■ Data shown:
☆ ☆ ☆ ☆ ☆ ☆ ☆
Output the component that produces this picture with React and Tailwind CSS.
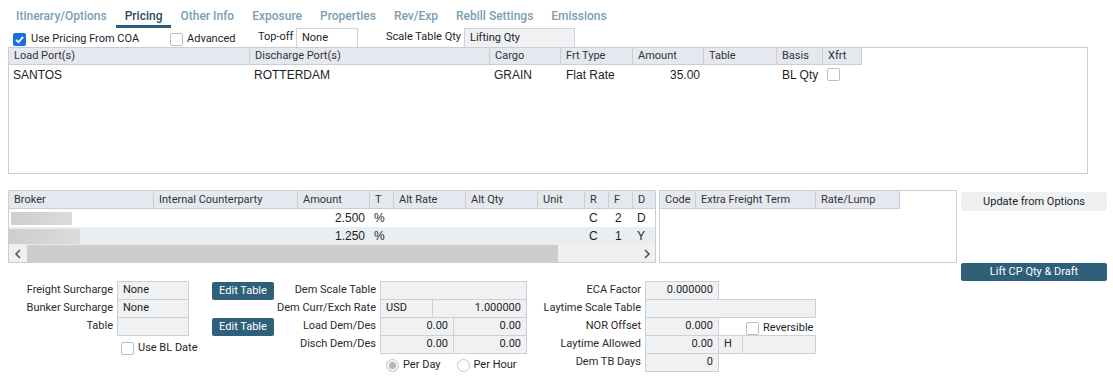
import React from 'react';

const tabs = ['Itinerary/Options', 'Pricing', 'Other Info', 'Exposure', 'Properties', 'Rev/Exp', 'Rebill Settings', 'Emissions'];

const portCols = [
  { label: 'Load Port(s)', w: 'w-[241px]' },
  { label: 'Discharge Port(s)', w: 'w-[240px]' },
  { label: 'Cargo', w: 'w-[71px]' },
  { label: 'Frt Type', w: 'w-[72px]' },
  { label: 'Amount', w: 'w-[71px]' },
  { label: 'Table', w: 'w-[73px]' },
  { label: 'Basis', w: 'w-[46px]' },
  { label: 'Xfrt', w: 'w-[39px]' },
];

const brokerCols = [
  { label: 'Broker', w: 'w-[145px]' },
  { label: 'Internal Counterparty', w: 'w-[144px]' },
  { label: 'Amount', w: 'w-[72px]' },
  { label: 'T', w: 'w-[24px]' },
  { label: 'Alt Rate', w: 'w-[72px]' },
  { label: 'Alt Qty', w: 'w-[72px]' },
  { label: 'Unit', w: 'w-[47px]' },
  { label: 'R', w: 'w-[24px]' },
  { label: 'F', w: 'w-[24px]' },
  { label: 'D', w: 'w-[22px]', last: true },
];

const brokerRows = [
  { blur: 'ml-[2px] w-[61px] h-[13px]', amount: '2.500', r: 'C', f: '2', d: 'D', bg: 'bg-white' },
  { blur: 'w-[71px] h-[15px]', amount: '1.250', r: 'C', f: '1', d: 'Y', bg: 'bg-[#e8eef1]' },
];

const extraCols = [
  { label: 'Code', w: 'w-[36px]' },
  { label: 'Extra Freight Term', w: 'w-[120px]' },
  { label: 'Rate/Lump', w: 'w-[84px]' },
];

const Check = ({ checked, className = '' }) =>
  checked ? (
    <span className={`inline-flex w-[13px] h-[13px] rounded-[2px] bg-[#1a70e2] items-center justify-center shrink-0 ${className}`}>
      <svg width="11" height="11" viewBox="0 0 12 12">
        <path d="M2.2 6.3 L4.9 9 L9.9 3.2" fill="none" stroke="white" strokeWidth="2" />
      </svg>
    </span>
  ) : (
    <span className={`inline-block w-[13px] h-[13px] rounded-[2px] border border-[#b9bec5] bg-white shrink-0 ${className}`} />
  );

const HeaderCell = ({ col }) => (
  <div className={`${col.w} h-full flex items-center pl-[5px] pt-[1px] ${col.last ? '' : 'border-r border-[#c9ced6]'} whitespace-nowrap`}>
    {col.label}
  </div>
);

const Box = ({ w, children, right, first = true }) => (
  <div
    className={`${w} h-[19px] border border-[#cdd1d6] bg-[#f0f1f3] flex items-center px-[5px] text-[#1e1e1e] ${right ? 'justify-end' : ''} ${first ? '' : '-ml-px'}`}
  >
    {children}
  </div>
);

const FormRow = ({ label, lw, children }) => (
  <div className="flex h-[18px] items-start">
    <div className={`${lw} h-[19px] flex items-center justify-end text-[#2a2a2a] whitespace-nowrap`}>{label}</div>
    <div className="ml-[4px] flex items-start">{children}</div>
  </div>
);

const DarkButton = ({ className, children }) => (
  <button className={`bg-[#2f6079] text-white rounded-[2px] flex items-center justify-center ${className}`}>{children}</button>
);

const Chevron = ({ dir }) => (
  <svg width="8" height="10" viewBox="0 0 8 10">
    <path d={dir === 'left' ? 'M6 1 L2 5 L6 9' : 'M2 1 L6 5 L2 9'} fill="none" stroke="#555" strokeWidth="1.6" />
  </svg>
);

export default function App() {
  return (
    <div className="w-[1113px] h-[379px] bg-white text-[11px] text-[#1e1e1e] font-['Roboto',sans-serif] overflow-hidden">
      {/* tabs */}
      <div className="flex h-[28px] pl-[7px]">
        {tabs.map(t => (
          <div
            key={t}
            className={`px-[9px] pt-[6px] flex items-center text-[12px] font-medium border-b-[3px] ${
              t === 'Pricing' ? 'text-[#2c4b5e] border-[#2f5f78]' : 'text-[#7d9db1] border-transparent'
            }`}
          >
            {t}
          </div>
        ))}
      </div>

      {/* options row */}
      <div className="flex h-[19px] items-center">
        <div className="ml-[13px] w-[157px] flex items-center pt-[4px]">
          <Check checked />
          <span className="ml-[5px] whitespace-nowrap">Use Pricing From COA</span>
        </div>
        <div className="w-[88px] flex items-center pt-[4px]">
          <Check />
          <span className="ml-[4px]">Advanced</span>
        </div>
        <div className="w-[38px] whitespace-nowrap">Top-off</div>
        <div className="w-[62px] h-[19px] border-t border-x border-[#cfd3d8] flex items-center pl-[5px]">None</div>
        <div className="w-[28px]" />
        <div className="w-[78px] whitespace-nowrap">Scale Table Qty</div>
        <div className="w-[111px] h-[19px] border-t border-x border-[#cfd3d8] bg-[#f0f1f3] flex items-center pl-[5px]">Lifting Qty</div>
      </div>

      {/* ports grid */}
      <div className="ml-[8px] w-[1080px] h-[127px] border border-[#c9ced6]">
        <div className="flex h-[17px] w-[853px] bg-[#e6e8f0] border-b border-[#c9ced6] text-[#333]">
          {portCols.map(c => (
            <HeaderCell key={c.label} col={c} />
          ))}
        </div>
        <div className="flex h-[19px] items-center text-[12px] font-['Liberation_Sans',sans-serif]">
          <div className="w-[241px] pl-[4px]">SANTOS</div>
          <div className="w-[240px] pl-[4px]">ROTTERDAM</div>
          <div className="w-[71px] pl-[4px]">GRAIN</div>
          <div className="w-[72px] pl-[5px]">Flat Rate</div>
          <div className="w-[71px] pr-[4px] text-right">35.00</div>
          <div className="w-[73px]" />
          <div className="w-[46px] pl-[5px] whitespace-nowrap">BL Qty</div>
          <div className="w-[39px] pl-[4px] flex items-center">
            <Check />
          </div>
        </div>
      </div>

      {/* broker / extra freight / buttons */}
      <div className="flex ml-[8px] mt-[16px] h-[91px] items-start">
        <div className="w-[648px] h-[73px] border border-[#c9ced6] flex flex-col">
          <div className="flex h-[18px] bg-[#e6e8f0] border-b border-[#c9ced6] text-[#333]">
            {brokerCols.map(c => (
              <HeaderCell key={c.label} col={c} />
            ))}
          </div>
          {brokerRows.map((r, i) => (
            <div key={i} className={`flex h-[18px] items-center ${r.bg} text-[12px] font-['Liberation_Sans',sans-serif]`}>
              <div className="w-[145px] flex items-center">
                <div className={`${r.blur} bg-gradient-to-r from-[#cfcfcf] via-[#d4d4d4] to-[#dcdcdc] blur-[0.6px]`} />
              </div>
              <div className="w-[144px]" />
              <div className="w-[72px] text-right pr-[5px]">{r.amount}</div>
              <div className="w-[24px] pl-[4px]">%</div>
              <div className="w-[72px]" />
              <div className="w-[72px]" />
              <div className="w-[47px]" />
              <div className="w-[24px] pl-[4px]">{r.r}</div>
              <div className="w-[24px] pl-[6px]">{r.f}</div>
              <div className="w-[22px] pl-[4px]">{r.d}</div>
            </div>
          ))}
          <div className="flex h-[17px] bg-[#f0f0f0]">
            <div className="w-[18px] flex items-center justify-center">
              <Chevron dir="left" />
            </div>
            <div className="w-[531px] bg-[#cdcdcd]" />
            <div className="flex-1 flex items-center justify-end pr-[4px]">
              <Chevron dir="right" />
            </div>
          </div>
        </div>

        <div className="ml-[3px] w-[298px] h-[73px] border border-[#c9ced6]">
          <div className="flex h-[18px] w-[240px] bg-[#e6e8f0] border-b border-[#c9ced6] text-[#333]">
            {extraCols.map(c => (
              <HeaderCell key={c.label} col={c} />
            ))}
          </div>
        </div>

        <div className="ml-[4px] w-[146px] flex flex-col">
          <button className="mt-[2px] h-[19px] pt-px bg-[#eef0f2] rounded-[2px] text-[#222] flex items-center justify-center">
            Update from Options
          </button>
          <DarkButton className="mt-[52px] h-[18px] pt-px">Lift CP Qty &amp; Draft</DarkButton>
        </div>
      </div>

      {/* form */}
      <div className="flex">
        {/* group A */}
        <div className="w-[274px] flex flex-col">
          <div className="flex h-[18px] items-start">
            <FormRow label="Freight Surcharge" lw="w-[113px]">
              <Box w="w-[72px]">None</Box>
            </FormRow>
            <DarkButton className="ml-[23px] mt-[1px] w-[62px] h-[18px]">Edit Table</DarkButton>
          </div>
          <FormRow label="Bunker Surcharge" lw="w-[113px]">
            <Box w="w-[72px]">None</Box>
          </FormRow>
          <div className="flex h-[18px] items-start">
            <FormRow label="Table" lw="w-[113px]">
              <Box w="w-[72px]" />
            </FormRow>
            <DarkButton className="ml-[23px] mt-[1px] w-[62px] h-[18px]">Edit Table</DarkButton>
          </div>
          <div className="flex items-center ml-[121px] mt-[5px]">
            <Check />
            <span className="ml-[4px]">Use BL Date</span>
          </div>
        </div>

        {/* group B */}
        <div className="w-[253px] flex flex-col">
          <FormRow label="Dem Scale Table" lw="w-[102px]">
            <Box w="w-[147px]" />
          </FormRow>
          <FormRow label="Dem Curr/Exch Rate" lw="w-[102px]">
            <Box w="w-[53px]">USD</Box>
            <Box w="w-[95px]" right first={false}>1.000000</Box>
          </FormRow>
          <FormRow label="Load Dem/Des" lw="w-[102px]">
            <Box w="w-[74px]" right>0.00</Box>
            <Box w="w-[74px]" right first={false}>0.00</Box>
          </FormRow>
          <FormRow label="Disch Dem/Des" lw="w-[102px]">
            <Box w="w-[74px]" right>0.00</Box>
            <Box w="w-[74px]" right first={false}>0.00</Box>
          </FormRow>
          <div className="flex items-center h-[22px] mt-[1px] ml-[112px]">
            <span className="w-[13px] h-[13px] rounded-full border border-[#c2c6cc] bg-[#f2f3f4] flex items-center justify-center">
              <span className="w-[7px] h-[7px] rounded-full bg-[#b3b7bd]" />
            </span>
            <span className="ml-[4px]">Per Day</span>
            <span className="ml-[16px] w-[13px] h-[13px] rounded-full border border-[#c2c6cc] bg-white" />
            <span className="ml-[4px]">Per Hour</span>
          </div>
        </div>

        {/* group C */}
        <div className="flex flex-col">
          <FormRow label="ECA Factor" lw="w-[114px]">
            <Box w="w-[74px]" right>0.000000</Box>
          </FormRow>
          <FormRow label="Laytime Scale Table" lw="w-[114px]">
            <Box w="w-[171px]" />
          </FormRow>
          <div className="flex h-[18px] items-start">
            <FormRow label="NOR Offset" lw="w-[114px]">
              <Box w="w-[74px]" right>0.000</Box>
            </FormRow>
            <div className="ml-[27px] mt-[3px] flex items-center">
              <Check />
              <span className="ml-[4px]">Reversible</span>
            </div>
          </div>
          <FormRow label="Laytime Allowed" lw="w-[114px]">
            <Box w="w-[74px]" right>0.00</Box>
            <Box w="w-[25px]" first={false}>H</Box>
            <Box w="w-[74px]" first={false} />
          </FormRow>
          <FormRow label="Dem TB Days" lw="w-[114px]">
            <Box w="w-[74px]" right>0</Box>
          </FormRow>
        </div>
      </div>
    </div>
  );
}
☆ ☆ ☆ ☆ ☆ ☆ ☆
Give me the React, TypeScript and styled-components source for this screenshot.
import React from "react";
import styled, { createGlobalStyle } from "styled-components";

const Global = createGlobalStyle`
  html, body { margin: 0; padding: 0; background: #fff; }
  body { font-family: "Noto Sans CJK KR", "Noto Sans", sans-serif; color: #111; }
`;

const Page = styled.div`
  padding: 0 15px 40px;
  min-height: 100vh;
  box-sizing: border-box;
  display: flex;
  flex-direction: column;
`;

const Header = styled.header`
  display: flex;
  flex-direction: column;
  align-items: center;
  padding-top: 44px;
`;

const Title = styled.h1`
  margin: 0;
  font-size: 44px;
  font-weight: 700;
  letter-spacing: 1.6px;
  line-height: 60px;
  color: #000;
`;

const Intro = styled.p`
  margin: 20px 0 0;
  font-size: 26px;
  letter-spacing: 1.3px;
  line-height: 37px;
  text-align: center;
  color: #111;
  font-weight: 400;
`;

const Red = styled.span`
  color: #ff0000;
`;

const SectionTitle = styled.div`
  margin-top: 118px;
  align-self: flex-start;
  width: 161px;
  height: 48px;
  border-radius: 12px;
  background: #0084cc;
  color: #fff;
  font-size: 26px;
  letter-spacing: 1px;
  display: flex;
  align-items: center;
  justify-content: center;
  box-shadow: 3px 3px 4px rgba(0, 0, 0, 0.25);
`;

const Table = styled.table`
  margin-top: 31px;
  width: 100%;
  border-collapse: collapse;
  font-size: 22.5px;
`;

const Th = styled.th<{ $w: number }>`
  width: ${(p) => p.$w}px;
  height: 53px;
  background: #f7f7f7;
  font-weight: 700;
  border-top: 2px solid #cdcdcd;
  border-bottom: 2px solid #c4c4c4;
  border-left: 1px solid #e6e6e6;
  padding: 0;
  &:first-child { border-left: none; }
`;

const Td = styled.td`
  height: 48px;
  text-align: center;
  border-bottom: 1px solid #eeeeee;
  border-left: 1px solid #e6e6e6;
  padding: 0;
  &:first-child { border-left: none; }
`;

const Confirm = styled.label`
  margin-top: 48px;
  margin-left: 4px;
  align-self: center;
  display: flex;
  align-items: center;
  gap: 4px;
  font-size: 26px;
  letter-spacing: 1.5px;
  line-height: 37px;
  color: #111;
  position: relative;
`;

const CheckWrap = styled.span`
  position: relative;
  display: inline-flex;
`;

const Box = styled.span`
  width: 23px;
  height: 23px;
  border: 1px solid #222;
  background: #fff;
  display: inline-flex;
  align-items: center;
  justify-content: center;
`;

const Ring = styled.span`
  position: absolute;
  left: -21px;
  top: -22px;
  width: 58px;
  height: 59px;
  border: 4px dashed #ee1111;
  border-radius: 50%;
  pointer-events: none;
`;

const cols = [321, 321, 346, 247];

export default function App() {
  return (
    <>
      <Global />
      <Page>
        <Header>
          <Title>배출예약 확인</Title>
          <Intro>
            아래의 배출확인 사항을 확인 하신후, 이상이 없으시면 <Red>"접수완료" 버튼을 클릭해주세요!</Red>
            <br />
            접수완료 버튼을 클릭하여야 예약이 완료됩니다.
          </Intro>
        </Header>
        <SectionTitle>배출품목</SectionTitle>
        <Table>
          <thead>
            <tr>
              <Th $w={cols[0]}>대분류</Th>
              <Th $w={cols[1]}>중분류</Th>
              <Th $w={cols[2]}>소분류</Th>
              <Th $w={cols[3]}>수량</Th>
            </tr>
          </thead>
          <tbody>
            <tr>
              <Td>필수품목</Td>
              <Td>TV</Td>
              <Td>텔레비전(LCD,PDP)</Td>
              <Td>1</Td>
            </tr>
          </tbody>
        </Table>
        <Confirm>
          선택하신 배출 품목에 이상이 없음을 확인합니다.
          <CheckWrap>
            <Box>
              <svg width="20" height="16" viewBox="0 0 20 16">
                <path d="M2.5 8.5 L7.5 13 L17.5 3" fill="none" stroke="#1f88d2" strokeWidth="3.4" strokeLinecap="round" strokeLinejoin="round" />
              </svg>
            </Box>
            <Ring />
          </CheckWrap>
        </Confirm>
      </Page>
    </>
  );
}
☆ ☆ ☆ ☆ ☆ ☆ ☆
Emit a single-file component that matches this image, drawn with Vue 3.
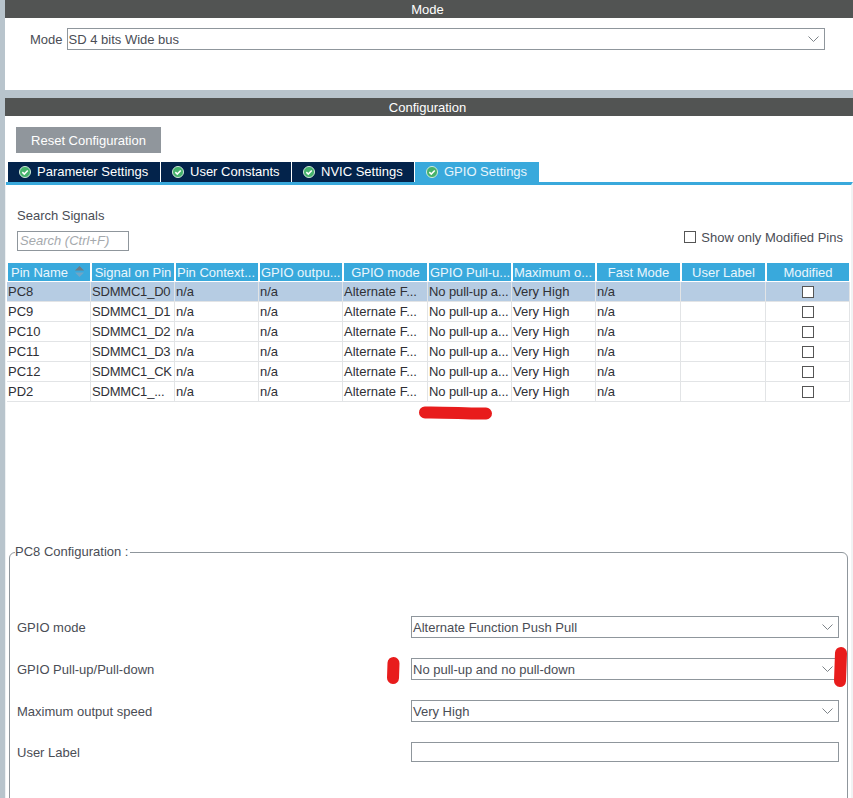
☆ ☆ ☆ ☆ ☆ ☆ ☆
Search the data for the string "with". List each line that has it.

■ Result of this exercise:
Output the component that produces this picture with React and Tailwind CSS.
Emit a single-file component that matches this image, drawn with Vue 3.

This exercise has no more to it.